China’s economic slowdown deepened with unexpected decelerations in industrial-output and investment growth and a decline in home sales, testing policy makers’ reluctance to step up monetary stimulus.
Factory production rose 8.7 percent in April from a year earlier, the National Bureau of Statistics said in Beijing, compared with the 8.9 percent median estimate of analysts surveyed by Bloomberg News. Fixed-asset investment increased 17.3 percent in the first four months of the year, the slowest for the period since 2001, and home sales fell 9.9 percent.
The figures signal risks are increasing that China will miss the year’s expansion goal of about 7.5 percent, as the government’s efforts to counter the slowdown, including tax breaks and spending on railways and housing, have yet to gain traction. The central bank said today it told banks to approve home mortgages in a timely manner, amid a cooling in the property market.
“If the government wants to keep the growth rate around 7.5 percent, the next step is definitely substantial easing in monetary policy,” said Xu Gao, chief economist at Everbright Securities Co. in Beijing, who formerly worked at the World Bank. He said he expects an across-the-board cut in banks’ reserve-requirement ratio by the end of June.
Factory-production growth compared with an 8.8 percent increase in March and was the slowest since 2009, excluding January and February data that are distorted by the shifting timing of the Lunar New Year holiday. Retail sales advanced 11.9 percent in April from a year earlier, compared with the 12.2 percent median projection of analysts and the same gain in March.
The median estimate for January-to-April expansion in fixed-asset investment excluding rural households was 17.7 percent, after a 17.6 percent rise in the first three months of this year.
The value of homes sold declined 18 percent in April from the previous month, according to the difference between statistics-bureau data for the first four months of the year and the first quarter.
It’s time for the central bank to lower banks’ reserve-requirements and prime lending rates, Australia & New Zealand Banking Group Ltd. economists led by Liu Li-Gang in Hong Kong said in a note. “If the government still views that achieving a 7.5 percent growth target is important for its credibility, China’s monetary policy will have to play its necessary role by easing further in order to help pull the economy out of a state of lethargy,” the analysts wrote.
The People’s Bank of China told officials from 15 banks yesterday that they should approve and distribute qualified home mortgages in a timely manner, according to a statement on the central bank’s website. China should set first-home lending rates appropriately and give priority to the needs of families buying first homes, the PBOC said.

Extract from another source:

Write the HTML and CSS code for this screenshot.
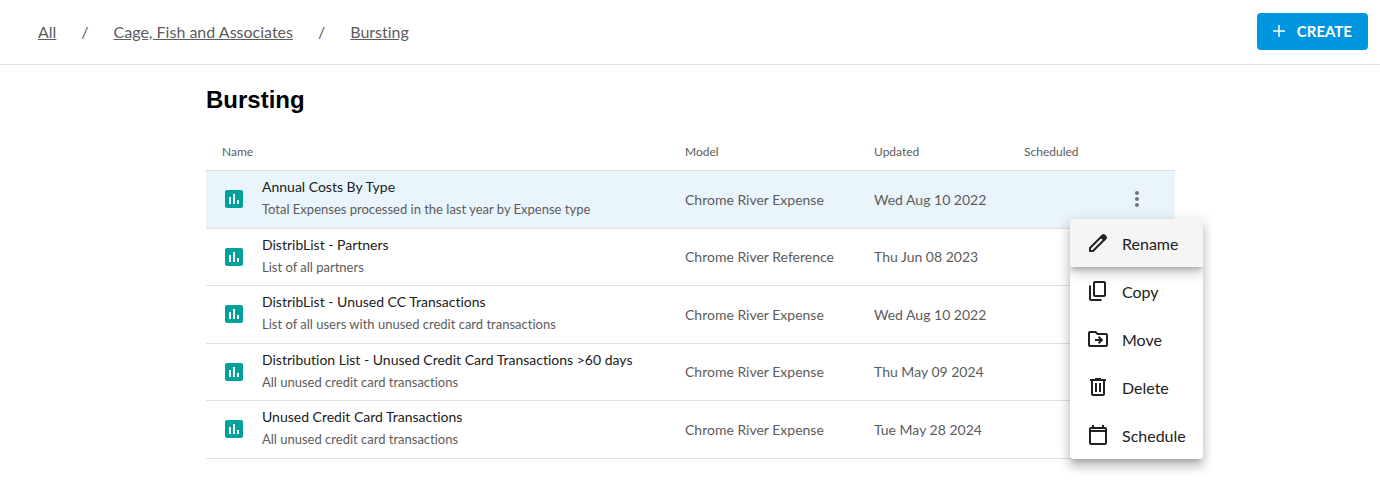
FILE: index.html
```html
<!DOCTYPE html>
<html lang="en">
  <head>
    <meta charset="UTF-8" />
    <meta name="viewport" content="width=device-width, initial-scale=1.0" />
    <title>Bursting</title>
    <link rel="stylesheet" href="styles.css">
  </head>

  <body>
    <!-- shared icon shapes -->
    <svg class="sprite" aria-hidden="true">
      <symbol id="icon-chart" viewBox="0 0 24 24">
        <path d="M19 3H5c-1.100 0-2 .9-2 2v14c0 1.100.9 2 2 2h14c1.100 0 2-.9 2-2V5c0-1.100-.9-2-2-2zM9 17H7v-7h2v7zm4 0h-2V7h2v10zm4 0h-2v-4h2v4z" />
      </symbol>
    </svg>

    <header class="topbar">
      <nav class="breadcrumbs" aria-label="Breadcrumb">
        <a href="#">All</a>
        <span>/</span>
        <a href="#">Cage, Fish and Associates</a>
        <span>/</span>
        <a href="#">Bursting</a>
      </nav>
      <button class="create-button" type="button">
        <svg class="plus" viewBox="0 0 12 12" aria-hidden="true">
          <path d="M6 0v12M0 6h12" />
        </svg>
        CREATE
      </button>
    </header>

    <main class="content">
      <h1 class="page-title">Bursting</h1>

      <table class="reports">
        <thead>
          <tr>
            <th class="col-name">Name</th>
            <th class="col-model">Model</th>
            <th class="col-updated">Updated</th>
            <th class="col-scheduled">Scheduled</th>
            <th class="col-actions"></th>
          </tr>
        </thead>
        <tbody>
          <tr class="selected">
            <td>
              <div class="report">
                <svg class="report-icon" aria-hidden="true"><use href="#icon-chart" /></svg>
                <div class="report-text">
                  <div class="report-name">Annual Costs By Type</div>
                  <div class="report-info">Total Expenses processed in the last year by Expense type</div>
                </div>
              </div>
            </td>
            <td>Chrome River Expense</td>
            <td>Wed Aug 10 2022</td>
            <td></td>
            <td>
              <div class="actions">
                <button class="more-button" type="button" aria-label="More actions">
                  <svg viewBox="0 0 24 24" aria-hidden="true">
                    <path d="M12 8c1.100 0 2-.9 2-2s-.9-2-2-2-2 .9-2 2 .9 2 2 2zm0 2c-1.100 0-2 .9-2 2s.9 2 2 2 2-.9 2-2-.9-2-2-2zm0 6c-1.100 0-2 .9-2 2s.9 2 2 2 2-.9 2-2-.9-2-2-2z" />
                  </svg>
                </button>
                <div class="menu" role="menu">
                  <button class="menu-item active" type="button" role="menuitem">
                    <svg viewBox="0 0 24 24" aria-hidden="true">
                      <path d="M4 20v-3L15.500 5.500l3 3L7 20z" fill="none" stroke="currentColor" stroke-width="2" stroke-linejoin="round" />
                      <path d="M13.700 5.900l2.200-2.200c.9-.9 2.300-.9 3.200 0l1.200 1.200c.9.9.9 2.300 0 3.200l-2.200 2.200z" />
                    </svg>
                    Rename
                  </button>
                  <button class="menu-item" type="button" role="menuitem">
                    <svg viewBox="0 0 24 24" aria-hidden="true">
                      <path d="M18 2H9c-1.100 0-2 .9-2 2v12c0 1.100.9 2 2 2h9c1.100 0 2-.9 2-2V4c0-1.100-.9-2-2-2zm0 14H9V4h9v12zM3 6.500h2V20h10.500v2H5c-1.100 0-2-.9-2-2z" />
                    </svg>
                    Copy
                  </button>
                  <button class="menu-item" type="button" role="menuitem">
                    <svg viewBox="0 0 24 24" aria-hidden="true">
                      <path d="M20 6h-8l-2-2H4c-1.100 0-2 .9-2 2v12c0 1.100.9 2 2 2h16c1.100 0 2-.9 2-2V8c0-1.100-.9-2-2-2zm0 12H4V6h5.170l2 2H20v10zm-8.160-2.410L13.250 17l4-4-4-4-1.410 1.410L13.430 12H9v2h4.430l-1.590 1.590z" />
                    </svg>
                    Move
                  </button>
                  <button class="menu-item" type="button" role="menuitem">
                    <svg viewBox="0 0 24 24" aria-hidden="true">
                      <path d="M15 4V3H9v1H4v2h1v13c0 1.100.9 2 2 2h10c1.100 0 2-.9 2-2V6h1V4h-5zm2 15H7V6h10v13zM9 8h2v9H9V8zm4 0h2v9h-2V8z" />
                    </svg>
                    Delete
                  </button>
                  <button class="menu-item" type="button" role="menuitem">
                    <svg viewBox="0 0 24 24" aria-hidden="true">
                      <path d="M19 4h-1V2h-2v2H8V2H6v2H5c-1.110 0-2 .9-2 2v14c0 1.100.89 2 2 2h14c1.100 0 2-.9 2-2V6c0-1.100-.9-2-2-2zm0 16H5V9h14v11zm0-13H5V6h14v1z" />
                    </svg>
                    Schedule
                  </button>
                </div>
              </div>
            </td>
          </tr>
          <tr>
            <td>
              <div class="report">
                <svg class="report-icon" aria-hidden="true"><use href="#icon-chart" /></svg>
                <div class="report-text">
                  <div class="report-name">DistribList - Partners</div>
                  <div class="report-info">List of all partners</div>
                </div>
              </div>
            </td>
            <td>Chrome River Reference</td>
            <td>Thu Jun 08 2023</td>
            <td></td>
            <td></td>
          </tr>
          <tr>
            <td>
              <div class="report">
                <svg class="report-icon" aria-hidden="true"><use href="#icon-chart" /></svg>
                <div class="report-text">
                  <div class="report-name">DistribList - Unused CC Transactions</div>
                  <div class="report-info">List of all users with unused credit card transactions</div>
                </div>
              </div>
            </td>
            <td>Chrome River Expense</td>
            <td>Wed Aug 10 2022</td>
            <td></td>
            <td></td>
          </tr>
          <tr>
            <td>
              <div class="report">
                <svg class="report-icon" aria-hidden="true"><use href="#icon-chart" /></svg>
                <div class="report-text">
                  <div class="report-name">Distribution List - Unused Credit Card Transactions &gt;60 days</div>
                  <div class="report-info">All unused credit card transactions</div>
                </div>
              </div>
            </td>
            <td>Chrome River Expense</td>
            <td>Thu May 09 2024</td>
            <td></td>
            <td></td>
          </tr>
          <tr>
            <td>
              <div class="report">
                <svg class="report-icon" aria-hidden="true"><use href="#icon-chart" /></svg>
                <div class="report-text">
                  <div class="report-name">Unused Credit Card Transactions</div>
                  <div class="report-info">All unused credit card transactions</div>
                </div>
              </div>
            </td>
            <td>Chrome River Expense</td>
            <td>Tue May 28 2024</td>
            <td></td>
            <td></td>
          </tr>
        </tbody>
      </table>
    </main>
  </body>
</html>
```
FILE: styles.css
```css
:root {
  --text: #212121;
  --muted: #5c5c5c;
  --line: #e0e0e0;
  --blue: #0096df;
  --teal: #00a19b;
}
* {
  box-sizing: border-box;
}
body {
  margin: 0;
  background: white;
  color: var(--text);
  font-family: Lato, sans-serif;
  font-size: 14px;
  font-variant-ligatures: none;
}
button {
  border: none;
  font-family: inherit;
  font-variant-ligatures: inherit;
  cursor: pointer;
}
svg {
  flex-shrink: 0;
  fill: currentColor;
}
.sprite {
  display: none;
}

.topbar {
  display: flex;
  justify-content: space-between;
  align-items: center;
  height: 65px;
  padding: 0 12px 2px 38px;
  border-bottom: 1px solid var(--line);
}
.breadcrumbs {
  display: flex;
  gap: 25px;
  color: var(--muted);
  font-size: 16px;
}
.breadcrumbs a {
  color: inherit;
}
.create-button {
  display: flex;
  align-items: center;
  gap: 12px;
  height: 37px;
  padding: 0 16px;
  border-radius: 4px;
  background: var(--blue);
  color: white;
  font-size: 15px;
  font-weight: bold;
}
.plus {
  width: 12px;
  height: 12px;
  stroke: currentColor;
  stroke-width: 1.5;
}

.content {
  padding: 20px 205px 27px 206px;
}
.page-title {
  margin: 0;
  color: black;
  font-family: "Liberation Sans", sans-serif;
  font-size: 24px;
  line-height: 30px;
}

.reports {
  width: 100%;
  margin-top: 18px;
  border-collapse: separate;
  border-spacing: 0;
  table-layout: fixed;
}
.reports th {
  height: 38px;
  padding: 0 16px;
  border-bottom: 1px solid var(--line);
  color: var(--muted);
  font-size: 12px;
  font-weight: normal;
  text-align: left;
}
.reports td {
  height: 58px;
  padding: 0 16px 1px;
  border-bottom: 1px solid var(--line);
  color: var(--muted);
  white-space: nowrap;
}
.reports tr:nth-child(even) td {
  height: 57px;
}
.reports .selected {
  background: #e9f4fb;
}
.col-model {
  width: 189px;
}
.col-updated {
  width: 150px;
}
.col-scheduled {
  width: 90px;
}
.col-actions {
  width: 77px;
}

.report {
  display: flex;
  align-items: center;
  gap: 16px;
}
.report-icon {
  width: 24px;
  height: 24px;
  color: var(--teal);
}
.report-text {
  padding-bottom: 2px;
}
.report-name {
  color: var(--text);
  line-height: 22px;
}
.report-info {
  font-size: 13px;
  line-height: 22px;
}

.actions {
  position: relative;
  display: flex;
  justify-content: center;
}
.more-button {
  display: flex;
  padding: 0;
  background: none;
  color: #757575;
}
.more-button svg {
  width: 24px;
  height: 24px;
}
.menu {
  position: absolute;
  top: 32px;
  right: -44px;
  z-index: 1;
  overflow: hidden;
  min-width: 133px;
  border-radius: 4px;
  background: white;
  box-shadow: 0 5px 5px -3px rgba(0, 0, 0, 0.2),
    0 8px 10px 1px rgba(0, 0, 0, 0.14), 0 3px 14px 2px rgba(0, 0, 0, 0.12);
}
.menu-item {
  display: flex;
  align-items: center;
  gap: 12px;
  width: 100%;
  height: 48px;
  padding: 0 16px;
  background: white;
  color: var(--text);
  font-size: 16px;
}
.menu-item svg {
  width: 24px;
  height: 24px;
}
.menu-item.active {
  position: relative;
  background: #f5f5f5;
  box-shadow: 0 3px 5px -1px rgba(0, 0, 0, 0.2),
    0 6px 10px 0 rgba(0, 0, 0, 0.14), 0 1px 18px 0 rgba(0, 0, 0, 0.12);
}
```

President Xi Jinping said last week that the nation needs to adapt to a “new normal” of slower growth. China’s growth fundamentals haven’t changed and the country is still in a “significant period of strategic opportunity,” Xi said in a Xinhua News Agency report published May 10. At the same time, the government must prevent risks and take “timely countermeasures to reduce potential negative effects,” he said.
The government in early April rolled out tax breaks and sped up spending on infrastructure and social housing to sustain growth. Analysts forecast expansion of 7.3 percent in 2014, which would be the slowest in 24 years, based on the median estimate in a Bloomberg survey last month.
“We do not expect any major new measures, but there should be some further policy fine-tuning to stimulate aggregate demand,” Dariusz Kowalczyk, senior economist and strategist at Credit Agricole SA in Hong Kong, said in a note.
Premier Li Keqiang said last week in a speech in Nigeria that China has the confidence and capability to achieve this year’s economic-growth goal and maintain medium- to high-speed expansion in the long run.
A property-market slump, including a 22 percent drop in new building construction in the first four months of the year, threatens to intensify the economic slowdown and add challenges for the government in achieving its expansion goal.
The government’s “mini-stimulus has not yet turned around the growth momentum,” and the government may ease credit by loosening restrictions on lending to homebuyers and local-government financing vehicles, Wang Tao, chief China economist at UBS AG in Hong Kong, said in an e-mail.
The most important figures today are the ones showing a “continued decline in property sales and new starts,” Wang said. “The latest data are indeed worrisome.”
China’s broadest measure of new credit fell in April as authorities extended their campaign to tame financial risks, central bank data showed yesterday. Statistics-bureau data showed last week that consumer inflation moderated to an 18-month low in April and the producer-price index extended the longest stretch of declines since a 31-month slide that began in 1997, giving authorities more room to ease credit if needed.
Not all manufacturers’ difficulties are related to the economic slowdown. Shares of Chinese carmaker Great Wall Motor Co. (2333) fell 17 percent in Hong Kong on May 9, the biggest drop since October 2008, after suspending sales of a new model following customer complaints of unusual transmission noises.